Some negative results related to Poissonian pair correlation problems

TL;DR

This paper investigates conditions under which sequences in [0,1) do not exhibit Poissonian pair correlations, providing broad negative results for various classes of sequences including Kronecker, LS, digital, and specific exponential sequences.

Contribution

It establishes a gap theorem linking weak gap structures to the absence of Poissonian pair correlations and applies it to various sequence types, including those with maximal additive energy.

Findings

Sequences with certain weak gap structures cannot have Poissonian pair correlations.

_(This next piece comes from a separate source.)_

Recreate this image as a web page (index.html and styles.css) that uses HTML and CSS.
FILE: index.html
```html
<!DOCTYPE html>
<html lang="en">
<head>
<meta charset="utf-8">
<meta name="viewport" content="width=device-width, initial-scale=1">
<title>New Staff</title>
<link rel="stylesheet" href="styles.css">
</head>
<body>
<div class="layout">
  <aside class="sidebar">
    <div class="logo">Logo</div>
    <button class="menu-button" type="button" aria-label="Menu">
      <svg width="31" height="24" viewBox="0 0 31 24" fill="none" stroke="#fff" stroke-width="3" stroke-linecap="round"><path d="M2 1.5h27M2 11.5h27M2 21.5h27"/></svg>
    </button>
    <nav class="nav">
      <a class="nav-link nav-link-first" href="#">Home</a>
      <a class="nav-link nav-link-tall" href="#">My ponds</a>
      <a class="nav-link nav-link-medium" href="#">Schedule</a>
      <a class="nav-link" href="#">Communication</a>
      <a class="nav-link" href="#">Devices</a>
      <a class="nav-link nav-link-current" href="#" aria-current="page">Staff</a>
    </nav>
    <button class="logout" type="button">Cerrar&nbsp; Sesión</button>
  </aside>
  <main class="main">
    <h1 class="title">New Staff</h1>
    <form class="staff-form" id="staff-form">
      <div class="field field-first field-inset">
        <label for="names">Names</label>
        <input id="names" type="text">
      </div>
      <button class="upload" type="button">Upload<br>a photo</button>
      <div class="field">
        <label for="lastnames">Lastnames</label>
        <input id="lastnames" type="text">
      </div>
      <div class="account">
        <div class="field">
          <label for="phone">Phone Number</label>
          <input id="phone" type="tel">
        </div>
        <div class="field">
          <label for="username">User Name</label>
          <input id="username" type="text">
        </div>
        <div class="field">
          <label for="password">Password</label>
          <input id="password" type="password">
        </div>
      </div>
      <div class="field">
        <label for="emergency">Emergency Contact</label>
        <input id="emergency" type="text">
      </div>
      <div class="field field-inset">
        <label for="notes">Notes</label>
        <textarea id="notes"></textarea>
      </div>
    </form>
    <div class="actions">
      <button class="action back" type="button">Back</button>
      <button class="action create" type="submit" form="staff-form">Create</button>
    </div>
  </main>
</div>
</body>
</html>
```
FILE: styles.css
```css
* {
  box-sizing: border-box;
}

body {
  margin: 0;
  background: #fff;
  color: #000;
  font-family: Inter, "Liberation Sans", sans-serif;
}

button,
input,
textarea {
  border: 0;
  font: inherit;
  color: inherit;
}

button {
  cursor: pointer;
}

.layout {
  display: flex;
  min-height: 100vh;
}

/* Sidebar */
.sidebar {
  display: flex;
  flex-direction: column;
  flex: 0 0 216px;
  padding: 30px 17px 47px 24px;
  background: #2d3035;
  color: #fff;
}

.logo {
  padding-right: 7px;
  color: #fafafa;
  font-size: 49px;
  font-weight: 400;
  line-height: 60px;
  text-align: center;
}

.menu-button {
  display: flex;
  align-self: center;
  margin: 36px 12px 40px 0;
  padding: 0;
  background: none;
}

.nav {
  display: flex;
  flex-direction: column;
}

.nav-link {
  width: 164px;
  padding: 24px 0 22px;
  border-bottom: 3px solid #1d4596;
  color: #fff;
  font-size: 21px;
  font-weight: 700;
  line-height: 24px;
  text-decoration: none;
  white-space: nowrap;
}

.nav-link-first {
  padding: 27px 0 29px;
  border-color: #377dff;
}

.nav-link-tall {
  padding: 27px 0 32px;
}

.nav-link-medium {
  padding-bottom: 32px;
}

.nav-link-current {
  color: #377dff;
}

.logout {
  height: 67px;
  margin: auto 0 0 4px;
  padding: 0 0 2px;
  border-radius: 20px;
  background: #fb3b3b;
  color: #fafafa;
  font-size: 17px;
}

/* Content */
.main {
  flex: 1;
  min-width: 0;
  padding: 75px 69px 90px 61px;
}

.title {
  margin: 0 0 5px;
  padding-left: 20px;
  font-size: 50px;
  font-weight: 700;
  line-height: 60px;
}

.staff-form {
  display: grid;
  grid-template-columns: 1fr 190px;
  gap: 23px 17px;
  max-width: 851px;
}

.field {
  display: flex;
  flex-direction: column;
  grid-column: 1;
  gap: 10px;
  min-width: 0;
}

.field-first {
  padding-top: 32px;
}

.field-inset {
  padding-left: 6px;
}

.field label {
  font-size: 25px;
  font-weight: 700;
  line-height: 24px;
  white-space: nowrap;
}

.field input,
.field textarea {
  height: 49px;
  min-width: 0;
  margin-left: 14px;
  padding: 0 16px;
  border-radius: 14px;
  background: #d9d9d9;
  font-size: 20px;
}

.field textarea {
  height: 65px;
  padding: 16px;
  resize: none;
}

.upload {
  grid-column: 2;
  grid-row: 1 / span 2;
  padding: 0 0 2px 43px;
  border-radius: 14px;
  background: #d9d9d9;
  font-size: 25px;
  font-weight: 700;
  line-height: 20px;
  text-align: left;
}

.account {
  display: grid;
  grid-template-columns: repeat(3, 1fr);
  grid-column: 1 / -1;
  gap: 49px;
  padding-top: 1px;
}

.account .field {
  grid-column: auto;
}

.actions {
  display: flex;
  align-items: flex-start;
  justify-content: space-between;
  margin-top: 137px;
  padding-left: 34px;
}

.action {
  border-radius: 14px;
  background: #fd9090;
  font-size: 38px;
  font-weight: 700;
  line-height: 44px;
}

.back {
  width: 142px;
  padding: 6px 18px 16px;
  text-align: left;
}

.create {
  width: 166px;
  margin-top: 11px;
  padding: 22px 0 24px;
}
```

Sequences of the form (⟨a_n α⟩) with maximal additive energy lack Poissonian pair correlations.

Sequences like (⟨b^n α⟩) with specific α do not exhibit Poissonian pair correlation properties.

Abstract

We say that a sequence $(x_n)_{n \in \mathbb{N}}$ in $[0,1)$ has Poissonian pair correlations if \begin{equation*} \lim_{N \to \infty} \frac{1}{N} \# \left \lbrace 1 \leq l \neq m \leq N: \| x_l - x_m \| \leq \frac{s}{N} \right \rbrace = 2s \end{equation*} for every $s \geq 0$. The aim of this article is twofold. First, we will establish a gap theorem which allows to deduce that a sequence $(x_n)_{n \in \mathbb{N}}$ of real numbers in $[0,1)$ having a certain weak gap structure, cannot have Poissonian pair correlations. This result covers a broad class of sequences, e.g., Kronecker sequences, the van der Corput sequence and in more general $LS$-sequences of points and digital $(t,1)$-sequences. Additionally, this theorem enables us to derive negative pair correlation properties for sequences of the form $(\lbrace a_n \alpha \rbrace)_{n \in \mathbb{N}}$, where $(a_n)_{n \in \mathbb{N}}$ is a strictly increasing sequence of integers with maximal order of additive energy, a notion that plays an important role in many fields, e.g., additive combinatorics, and is strongly connected to Poissonian pair correlation problems. These statements are not only metrical results, but hold for all possible choices of $\alpha$. Second, in this note we study the pair correlation statistics for sequences of the form, $x_n = \lbrace b^n \alpha \rbrace, \ n=1, 2, 3, \ldots$, with an integer $b \geq 2$, where we choose $\alpha$ as the Stoneham number and as an infinite de Bruijn word. We will prove that both instances fail to have the Poissonian property. Throughout this article $\lbrace \cdot \rbrace$ denotes the fractional part of a real number.